Sakteng Wildlife Sanctuary

Inspired by a range of sources, including documented events, reported encounters, personal anecdotes, and folklore. Certain names, locations, and identifying details have been adjusted for privacy and narrative continuity.

Thanks for taking my call. I spent eleven years working with conservation organizations in the Eastern Himalayas, and there is something I need people to understand about what is happening in Bhutan. Not what might be happening. What is officially, legally, governmentally happening. In 2003, the Royal Government of Bhutan established the Sakteng Wildlife Sanctuary in the far eastern region of the country. Seven hundred forty square kilometers of protected land. That is bigger than Singapore. The sanctuary protects red pandas, snow leopards, the endangered Himalayan black bear. Thirty-five species of wild rhododendron. Real animals. Real plants. All documented. But here is the thing. The primary stated purpose of this sanctuary, the reason the Bhutanese government created it, was to protect the habitat of the migoi. That is their word for what we call the yeti. The abominable snowman. A creature whose existence has never been scientifically confirmed. And the government of Bhutan said, we are setting aside this land for it anyway.

I first heard about this in 2005 when the MacArthur Foundation awarded seven hundred thousand dollars to the World Wildlife Fund's Bhutan program specifically to help manage this sanctuary. I was working with WWF Nepal at the time, and when I saw that grant announcement, I thought someone had made a mistake. But I pulled the documentation. It was real. You have to understand what makes this so extraordinary. Bhutan is not a wealthy country. When this sanctuary was created, the average annual income was around seven hundred thirty dollars per person. Literacy rates were below fifty percent. Timber is one of their main exports. And they looked at this land, this valuable forested land in Trashigang District, and they said no. This belongs to the migoi. The sanctuary has three ranges. Merak Range, Sakteng Range, Joenkhar Range. I have walked through parts of it. The forests are temperate, eastern blue pine and rhododendron. It is part of what ecologists call the Eastern Himalayan subalpine conifer forests ecoregion. And somewhere in those forests, according to the Bhutanese government, the migoi roams free.

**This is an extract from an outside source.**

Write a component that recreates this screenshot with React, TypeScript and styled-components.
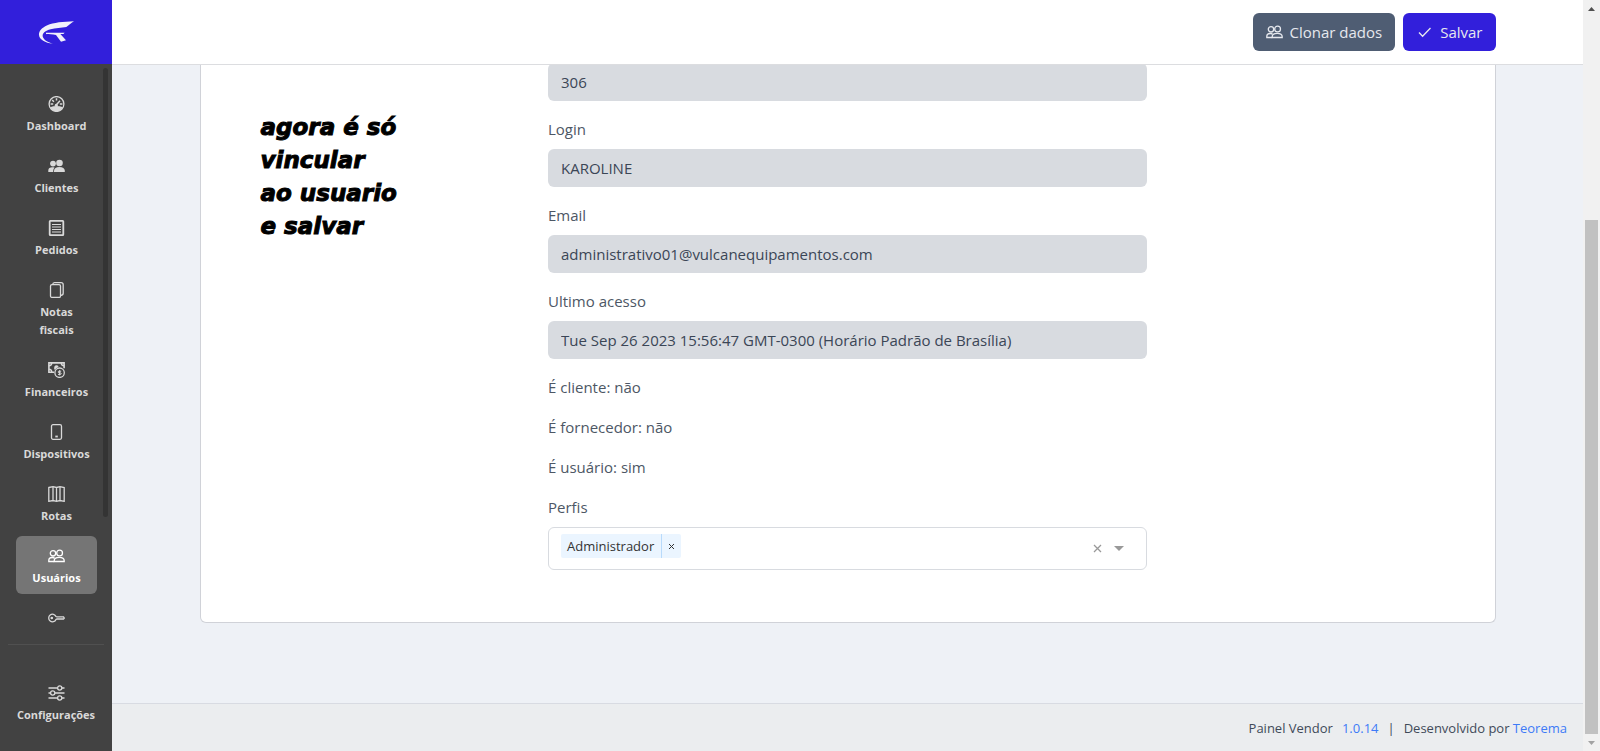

Now, before you dismiss this as superstition or folklore, let me tell you about the Brokpa. About six thousand of them live within the sanctuary boundaries in villages called Merak and Sakteng. They are semi-nomadic yak herders who follow Tibetan Buddhism but also maintain ancient animist beliefs. Their ancestors came from Tshona in southern Tibet centuries ago. They have their own dialect, their own customs. They still practice polyandry. To the Brokpa, the migoi is not a myth. It is not a campfire story. It is a Nydag Shidag, a guardian spirit entrusted by their deity Penden Lhamo with protecting sacred places. The migoi watches over religious artifacts, statues, scriptures. When I asked one elder about whether he believed the migoi existed, he looked at me like I had asked whether mountains existed. The questions they ask are not if, but when and where you might encounter one. And here is the thing. Here is what I keep coming back to. The Bhutanese government listened to these people. They did not say your beliefs are backward, your traditions are obstacles to development. They said these beliefs matter. This creature matters to you. So it matters to us.